We are excited to share this guest blog written by Rebecca Toltz, Teacher Librarian at Bourke St Public School.
Rebecca shares that she finds her role equal parts challenging and rewarding. Her biggest challenges are finding the right book for young readers and having time to do it all.
Welcome to a day in our NSW Department of Education primary school library.
It’s Monday, week 6, term 2. The band is in full-practice mode and it’s 8:15am.
Our school library isn’t what you would call a traditional library.
When I first started at the school several years ago, I was surprised by how few books and shelves there were, and by the flexible-style of furniture. Today the collection has doubled, and reflects current trends towards a smaller non-fiction collection, with larger fiction, picture book, and graphic novel collections.
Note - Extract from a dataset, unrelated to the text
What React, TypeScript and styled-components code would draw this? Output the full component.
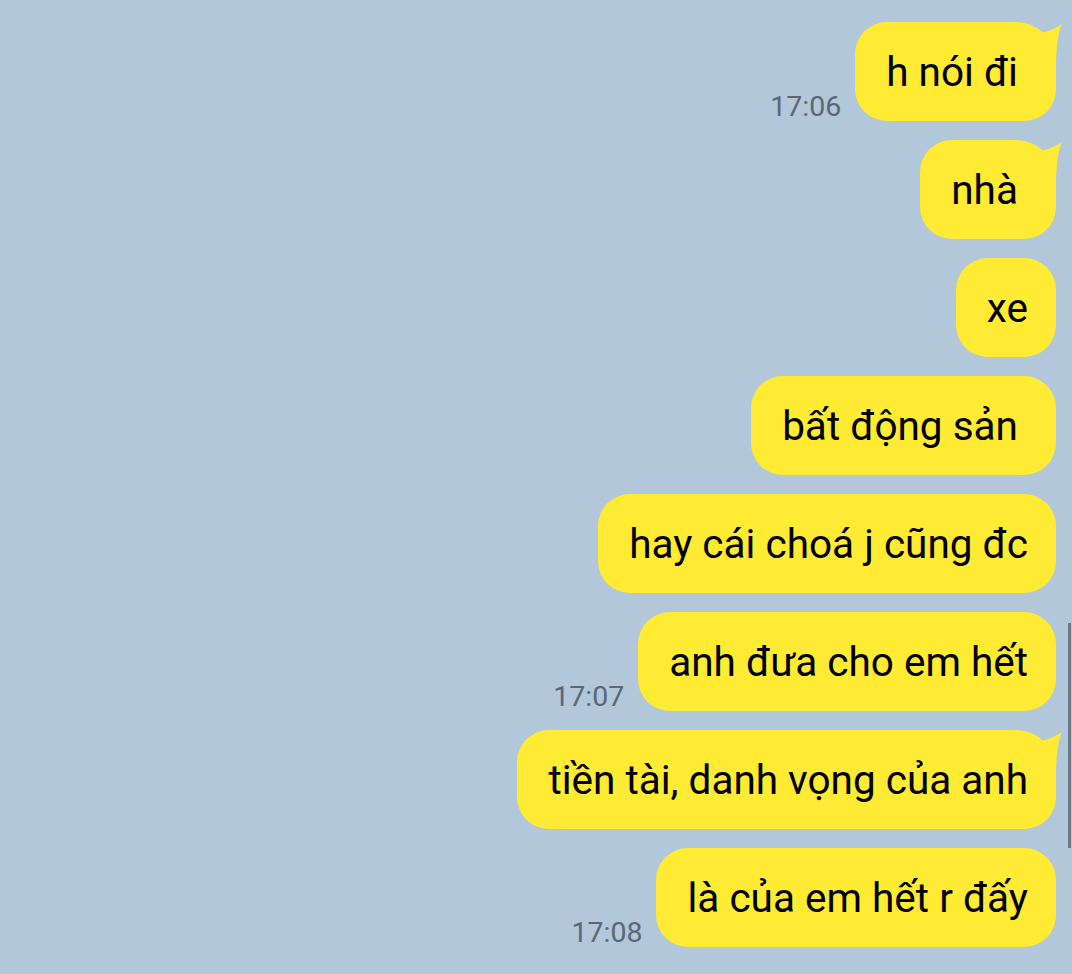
import React from "react";
import styled, { createGlobalStyle } from "styled-components";

const GlobalStyle = createGlobalStyle`
  html, body {
    margin: 0;
    padding: 0;
    background: #b2c7da;
  }
  body {
    font-family: Roboto, "Noto Sans", "Liberation Sans", sans-serif;
    overflow: hidden;
  }
`;

const Chat = styled.div`
  height: 974px;
  box-sizing: border-box;
  display: flex;
  flex-direction: column;
  align-items: flex-end;
  gap: 19px;
  padding: 22px 16px 0 0;
  background: #b2c7da;
`;

const Row = styled.div`
  display: flex;
  align-items: flex-end;
  gap: 14px;
`;

const Time = styled.span`
  font-size: 28.5px;
  line-height: 28.5px;
  color: #5b6775;
`;

const Bubble = styled.div<{ $tail?: boolean }>`
  position: relative;
  height: 99px;
  box-sizing: border-box;
  display: flex;
  align-items: center;
  padding: 0 28px 0 31px;
  border-radius: 32px;
  border-top-right-radius: ${({ $tail }) => ($tail ? "40px" : "32px")};
  background: #ffeb33;
  color: #000;
  font-size: 40.5px;
  white-space: pre;
`;

const Tail = styled.svg`
  position: absolute;
  top: 0;
  right: -6px;
  width: 40px;
  height: 42px;
  overflow: visible;
`;

const ScrollThumb = styled.div`
  position: fixed;
  right: 1px;
  top: 623px;
  width: 3px;
  height: 225px;
  background: #6d7884;
`;

type Msg = { text: string; time?: string; tail?: boolean };

const messages: Msg[] = [
  { text: "h nói đi ", time: "17:06", tail: true },
  { text: "nhà ", tail: true },
  { text: "xe" },
  { text: "bất động sản " },
  { text: "hay cái choá j cũng đc" },
  { text: "anh đưa cho em hết", time: "17:07" },
  { text: "tiền tài, danh vọng của anh", tail: true },
  { text: "là của em hết r đấy", time: "17:08" },
];

export default function App() {
  return (
    <>
      <GlobalStyle />
      <Chat>
        {messages.map((m, i) => (
          <Row key={i}>
            {m.time && <Time>{m.time}</Time>}
            <Bubble $tail={m.tail}>
              {m.text}
              {m.tail && (
                <Tail viewBox="0 0 40 42">
                  <path d="M21,10.5 Q31,8 40,2 Q35,12 34,40 L21,40 Z" fill="#ffeb33" />
                </Tail>
              )}
            </Bubble>
          </Row>
        ))}
      </Chat>
      <ScrollThumb />
    </>
  );
}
Having worked in traditional school libraries before this school, I have adjusted to flexible learning spaces, student whiteboards, cloud-shaped coffee tables with whiteboard surfaces, no circulation desk, and students making choices about their workspaces.
While some things are new, many are the same.
Our school day begins with outdoor lines, and a quick assembly. Classes then move off to their morning lessons with their teachers.
My timetable is made up of each class coming to the library for 60 minutes a week, giving classroom teachers RFF (Relief from Face-to-Face teaching).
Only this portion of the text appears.